As for the lack of documentation, Eclipse IDE which is built using SWT and JFace is free and open-source, so you can dig around for samples right there. The code of IDE takes advantage of virtually every feature that SWT and JFace offer.

Pavel Levin
Thursday, May 1, 2003

Cut and paste the link into the address bar.  It works.  As anon2 says, something got inserted during the formatting of this page to screw it up.

Thanks for the responses, but does anyone know of any nontrivial example sites or tutorials for SWT for things like adding custom editors to Tables?  While the SWT API documentation is decent, there are somethings that I'd rather not have to figure out myself if I can easily avoid it. :)

Thursday, May 1, 2003

Swing has been getting the raw deal lately, when actually it's quite a fine piece of work.
There is some truly sweet things about Swing. It will do everything your little GUI heart desires, and requires no special platform libraries to run.

SWT scratched an itch, and is people's attempt at getting performance with less effort.
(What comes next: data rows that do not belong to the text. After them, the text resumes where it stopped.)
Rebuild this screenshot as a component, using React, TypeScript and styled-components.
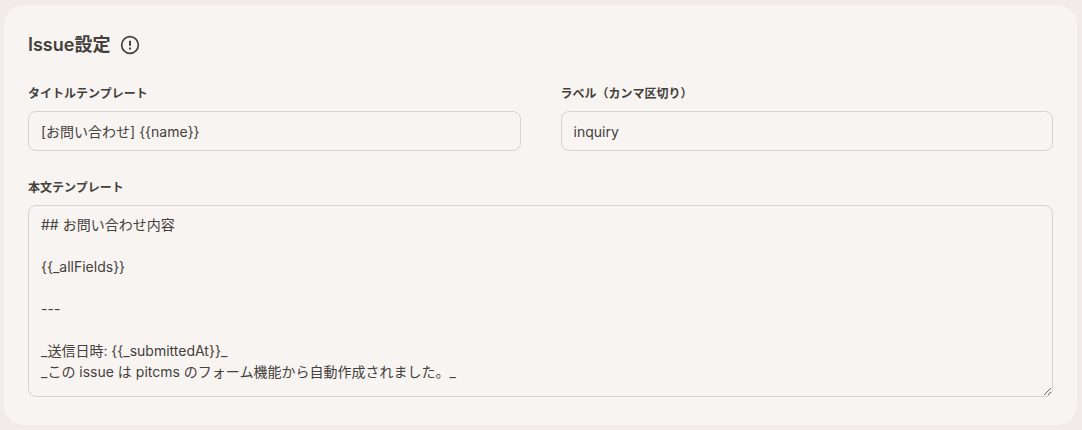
import React from "react";
import styled, { createGlobalStyle } from "styled-components";

const GlobalStyle = createGlobalStyle`
  *, *::before, *::after { box-sizing: border-box; }
  body {
    margin: 0;
    background: #f1ece9;
    color: #44403c;
    font-family: Inter, "Noto Sans CJK JP", sans-serif;
    font-size: 14px;
    line-height: 21px;
    -webkit-font-smoothing: antialiased;
  }
`;

const Page = styled.main`
  padding: 5px 5px 5px 4px;
`;

const Card = styled.section`
  display: flex;
  flex-direction: column;
  gap: 24px;
  padding: 24px 24px 28px;
  border-radius: 20px;
  background: #f8f4f1;
`;

const Header = styled.header`
  display: flex;
  align-items: center;
  gap: 10px;
  height: 32px;
`;

const Title = styled.h2`
  margin: 0;
  font-size: 18px;
  line-height: 32px;
  font-weight: 600;
`;

const InfoButton = styled.button`
  display: flex;
  padding: 0;
  border: 0;
  background: none;
  color: inherit;
  cursor: pointer;
`;

const Form = styled.form`
  display: grid;
  grid-template-columns: 1fr 1fr;
  gap: 28px 40px;
`;

const Field = styled.div<{ $wide?: boolean }>`
  display: flex;
  flex-direction: column;
  gap: 8px;
  min-width: 0;
  grid-column: ${({ $wide }) => ($wide ? "1 / -1" : "auto")};
`;

const Label = styled.label`
  font-size: 12px;
  line-height: 18px;
  font-weight: 600;
`;

const TextInput = styled.input`
  width: 100%;
  height: 40px;
  padding: 0 12px;
  border: 1px solid #d6d3d1;
  border-radius: 8px;
  background: transparent;
  color: inherit;
  font: inherit;
`;

const TextArea = styled.textarea`
  display: block;
  width: 100%;
  height: 192px;
  padding: 8px 12px;
  border: 1px solid #d6d3d1;
  border-radius: 8px;
  background: transparent;
  color: inherit;
  font: inherit;
  resize: vertical;
`;

const bodyTemplate = `## お問い合わせ内容

{{_allFields}}

---

_送信日時: {{_submittedAt}}_
_この issue は pitcms のフォーム機能から自動作成されました。_`;

function AlertIcon() {
  return (
    <svg width="20" height="20" viewBox="0 0 24 24" fill="none" stroke="currentColor" strokeWidth="2" aria-hidden="true">
      <circle cx="12" cy="12" r="10" />
      <path d="M12 7v6" strokeWidth="2.4" />
      <path d="M12 15v2.4" strokeWidth="2.4" />
    </svg>
  );
}

export default function App() {
  return (
    <>
      <GlobalStyle />
      <Page>
        <Card aria-labelledby="issue-settings">
          <Header>
            <Title id="issue-settings">Issue設定</Title>
            <InfoButton type="button" aria-labelledby="issue-settings">
              <AlertIcon />
            </InfoButton>
          </Header>
          <Form>
            <Field>
              <Label htmlFor="title-template">タイトルテンプレート</Label>
              <TextInput id="title-template" defaultValue="[お問い合わせ] {{name}}" />
            </Field>
            <Field>
              <Label htmlFor="labels">ラベル（カンマ区切り）</Label>
              <TextInput id="labels" defaultValue="inquiry" />
            </Field>
            <Field $wide>
              <Label htmlFor="body-template">本文テンプレート</Label>
              <TextArea id="body-template" defaultValue={bodyTemplate} spellCheck={false} />
            </Field>
          </Form>
        </Card>
      </Page>
    </>
  );
}
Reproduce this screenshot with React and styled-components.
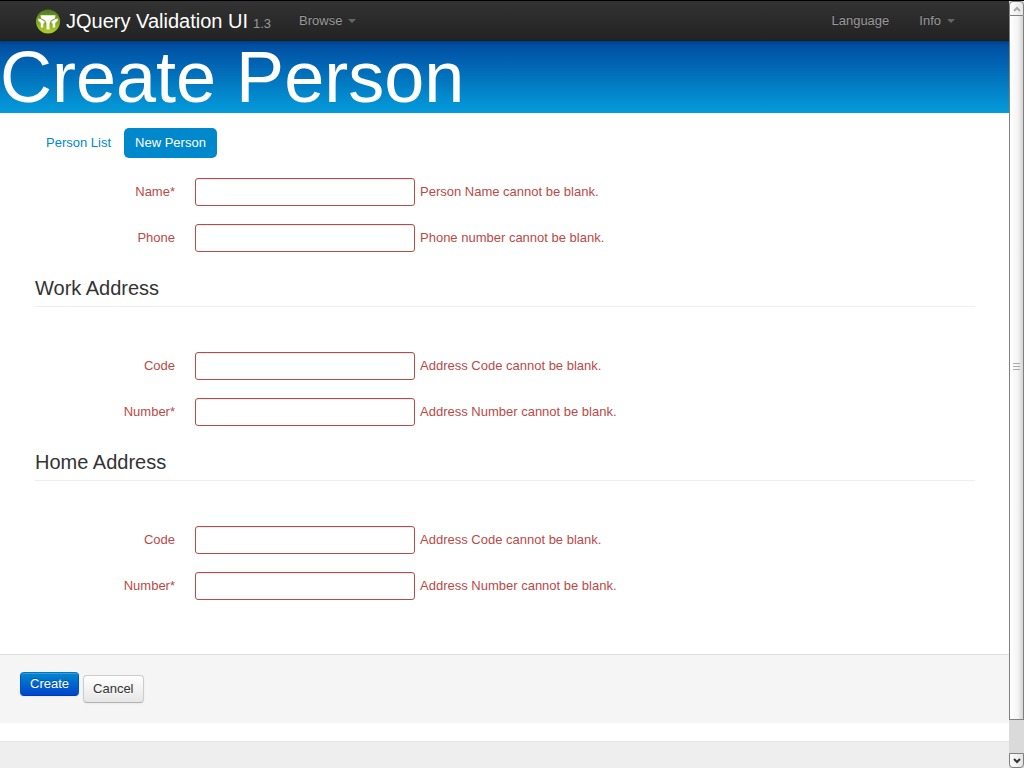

Swing can do it, but probably takes a little more understanding.

I dig Swing.

Arron Bates
Friday, May 2, 2003

I agree Swing gets a raw deal.  Performance has improved with each new release and I think version 1.4. is finally taking advantage of graphics cards.  My Swing apps on my Windows 2000 box (with real graphics card) seem snappier than Gnome apps on a faster Linux server (sans real graphics card).